Exercise brief:
All of the data that follows should be retyped exactly, please, except the pictures.

======== Data segment

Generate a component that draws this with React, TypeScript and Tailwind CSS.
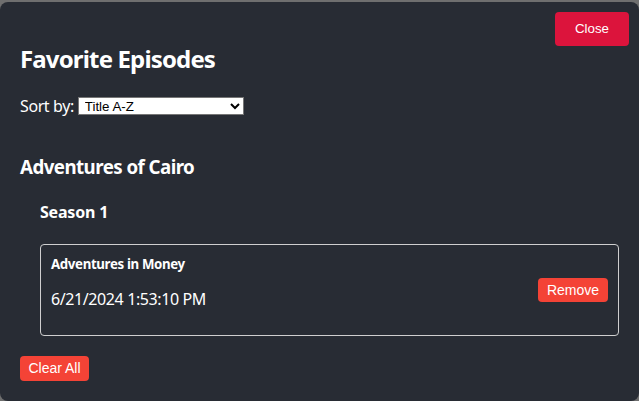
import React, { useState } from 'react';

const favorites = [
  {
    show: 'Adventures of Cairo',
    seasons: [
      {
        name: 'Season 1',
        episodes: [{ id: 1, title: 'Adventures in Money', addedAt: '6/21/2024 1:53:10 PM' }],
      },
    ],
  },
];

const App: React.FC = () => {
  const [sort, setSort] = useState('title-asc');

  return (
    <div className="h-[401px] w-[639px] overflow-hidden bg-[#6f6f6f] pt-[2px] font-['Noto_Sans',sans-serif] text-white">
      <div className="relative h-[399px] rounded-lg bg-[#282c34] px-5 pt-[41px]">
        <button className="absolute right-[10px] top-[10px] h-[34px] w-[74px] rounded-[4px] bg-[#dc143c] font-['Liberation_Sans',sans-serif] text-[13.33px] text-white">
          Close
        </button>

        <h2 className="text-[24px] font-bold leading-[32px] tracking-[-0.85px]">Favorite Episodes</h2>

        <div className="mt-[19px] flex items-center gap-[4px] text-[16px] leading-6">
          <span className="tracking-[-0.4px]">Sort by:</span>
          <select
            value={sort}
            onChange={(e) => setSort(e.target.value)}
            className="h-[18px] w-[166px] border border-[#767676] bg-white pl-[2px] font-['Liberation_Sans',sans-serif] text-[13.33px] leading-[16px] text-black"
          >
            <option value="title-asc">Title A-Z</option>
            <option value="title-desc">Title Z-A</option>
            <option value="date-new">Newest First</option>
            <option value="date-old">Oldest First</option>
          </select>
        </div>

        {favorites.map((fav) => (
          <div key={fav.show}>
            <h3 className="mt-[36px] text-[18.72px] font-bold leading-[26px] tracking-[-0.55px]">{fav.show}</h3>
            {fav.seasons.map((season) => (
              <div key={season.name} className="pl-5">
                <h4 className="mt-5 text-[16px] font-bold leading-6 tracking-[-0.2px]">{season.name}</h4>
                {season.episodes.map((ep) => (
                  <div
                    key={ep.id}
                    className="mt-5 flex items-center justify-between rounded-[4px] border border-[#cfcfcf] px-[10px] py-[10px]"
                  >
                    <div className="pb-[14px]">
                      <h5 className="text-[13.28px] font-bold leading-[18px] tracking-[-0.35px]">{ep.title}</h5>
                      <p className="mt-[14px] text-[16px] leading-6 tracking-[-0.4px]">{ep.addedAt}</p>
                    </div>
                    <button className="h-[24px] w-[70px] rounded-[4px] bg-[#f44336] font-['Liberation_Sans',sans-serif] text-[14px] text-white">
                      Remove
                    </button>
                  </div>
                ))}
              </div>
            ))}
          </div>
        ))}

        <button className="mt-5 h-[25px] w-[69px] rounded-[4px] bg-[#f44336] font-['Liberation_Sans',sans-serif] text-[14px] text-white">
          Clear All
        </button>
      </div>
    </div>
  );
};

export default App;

================

Finished task:
Generate a component that draws this with React, TypeScript and Tailwind CSS.
import React, { useState } from 'react';

const favorites = [
  {
    show: 'Adventures of Cairo',
    seasons: [
      {
        name: 'Season 1',
        episodes: [{ id: 1, title: 'Adventures in Money', addedAt: '6/21/2024 1:53:10 PM' }],
      },
    ],
  },
];

const App: React.FC = () => {
  const [sort, setSort] = useState('title-asc');

  return (
    <div className="h-[401px] w-[639px] overflow-hidden bg-[#6f6f6f] pt-[2px] font-['Noto_Sans',sans-serif] text-white">
      <div className="relative h-[399px] rounded-lg bg-[#282c34] px-5 pt-[41px]">
        <button className="absolute right-[10px] top-[10px] h-[34px] w-[74px] rounded-[4px] bg-[#dc143c] font-['Liberation_Sans',sans-serif] text-[13.33px] text-white">
          Close
        </button>

        <h2 className="text-[24px] font-bold leading-[32px] tracking-[-0.85px]">Favorite Episodes</h2>

        <div className="mt-[19px] flex items-center gap-[4px] text-[16px] leading-6">
          <span className="tracking-[-0.4px]">Sort by:</span>
          <select
            value={sort}
            onChange={(e) => setSort(e.target.value)}
            className="h-[18px] w-[166px] border border-[#767676] bg-white pl-[2px] font-['Liberation_Sans',sans-serif] text-[13.33px] leading-[16px] text-black"
          >
            <option value="title-asc">Title A-Z</option>
            <option value="title-desc">Title Z-A</option>
            <option value="date-new">Newest First</option>
            <option value="date-old">Oldest First</option>
          </select>
        </div>

        {favorites.map((fav) => (
          <div key={fav.show}>
            <h3 className="mt-[36px] text-[18.72px] font-bold leading-[26px] tracking-[-0.55px]">{fav.show}</h3>
            {fav.seasons.map((season) => (
              <div key={season.name} className="pl-5">
                <h4 className="mt-5 text-[16px] font-bold leading-6 tracking-[-0.2px]">{season.name}</h4>
                {season.episodes.map((ep) => (
                  <div
                    key={ep.id}
                    className="mt-5 flex items-center justify-between rounded-[4px] border border-[#cfcfcf] px-[10px] py-[10px]"
                  >
                    <div className="pb-[14px]">
                      <h5 className="text-[13.28px] font-bold leading-[18px] tracking-[-0.35px]">{ep.title}</h5>
                      <p className="mt-[14px] text-[16px] leading-6 tracking-[-0.4px]">{ep.addedAt}</p>
                    </div>
                    <button className="h-[24px] w-[70px] rounded-[4px] bg-[#f44336] font-['Liberation_Sans',sans-serif] text-[14px] text-white">
                      Remove
                    </button>
                  </div>
                ))}
              </div>
            ))}
          </div>
        ))}

        <button className="mt-5 h-[25px] w-[69px] rounded-[4px] bg-[#f44336] font-['Liberation_Sans',sans-serif] text-[14px] text-white">
          Clear All
        </button>
      </div>
    </div>
  );
};

export default App;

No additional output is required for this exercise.